Por último estudamos os processos de 1989-91, nos quais levantamentos populares antiburocráticos puderam ser abortados e levados à conformação de governos restauracionistas. Concluímos que o movimento trotskista subestimou o efeito da repressão e do totalitarismo stalinista, que através de uma série de “guerras civis” desatadas pela burocracia, contribuíram para minar a resistência das massas, passivizaram e tiraram de cena o movimento operário destes países, permitindo por fim o avanço da restauração capitalista.

A Teoria da Revolução Permanente e o século XXI

Acreditamos que este curso foi um passo importante no sentido de, sem tomar a Teoria da Revolução Permanente como um dogma, elevar nossa compreensão das ferramentas forjadas pelo marxismo para pensar a estratégia da revolução nos nossos dias.

Nós, os marxistas, contra todas as teorias que pregaram o fim da história e da luta de classes, nos preparamos para mais um século de “crises, guerras e revoluções” , nas célebres palavras de Lênin. E, parafraseando Trotsky em “Não mudamos nosso rumo” , outro texto que fez parte da bibliografia de nosso curso, poderíamos dizer que nossa principal tarefa neste início de século é preparar, fundir e temperar nossas fileiras internacionais para situações revolucionárias que não faltarão.

Neste momento de crise, em que os marxistas terão que provar a altos custos sua capacidade de responder à crise no regime de domínio e à falência do PT como direção histórica da classe trabalhadora, essa se torna uma questão de vida ou morte.

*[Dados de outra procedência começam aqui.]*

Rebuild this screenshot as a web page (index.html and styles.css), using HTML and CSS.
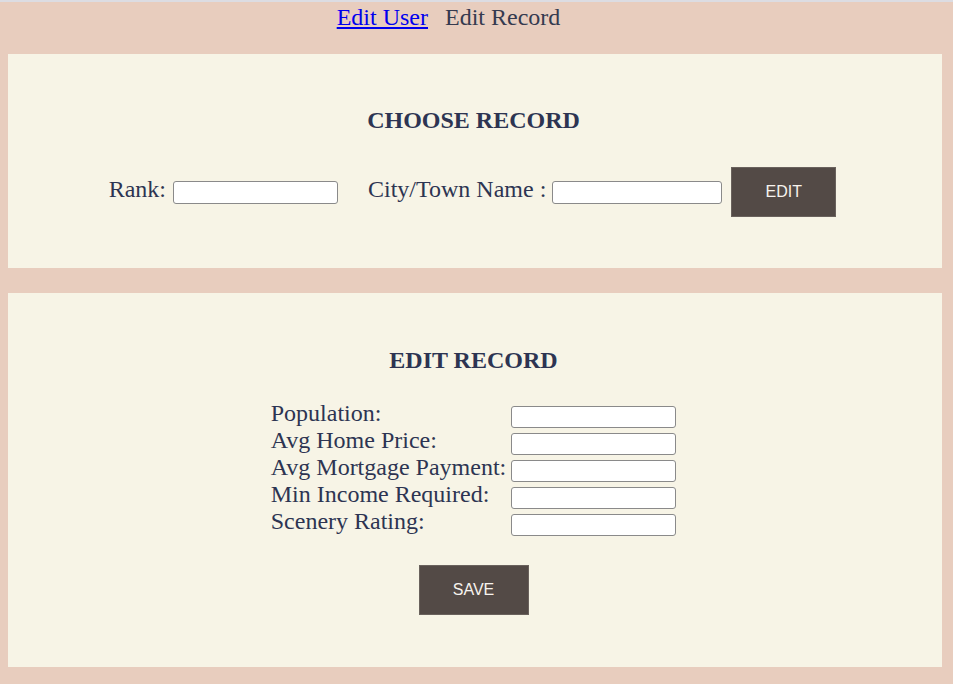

[1Trotsky, A Revolução Permanente, 1929.

[2Lênin, Teses de abril, 1917.

[3Trotsky, “O que é a Revolução Permanente? (Teses Fundamentais)” , A Revolução Permanente, 1929.

[4Idem

[5Trotsky, “Introdução” , A Revolução Permanente, 1929.

[6Idem

[7Trotsky, “O que é a Revolução Permanente? (Teses Fundamentais)” , A Revolução Permanente, 1929.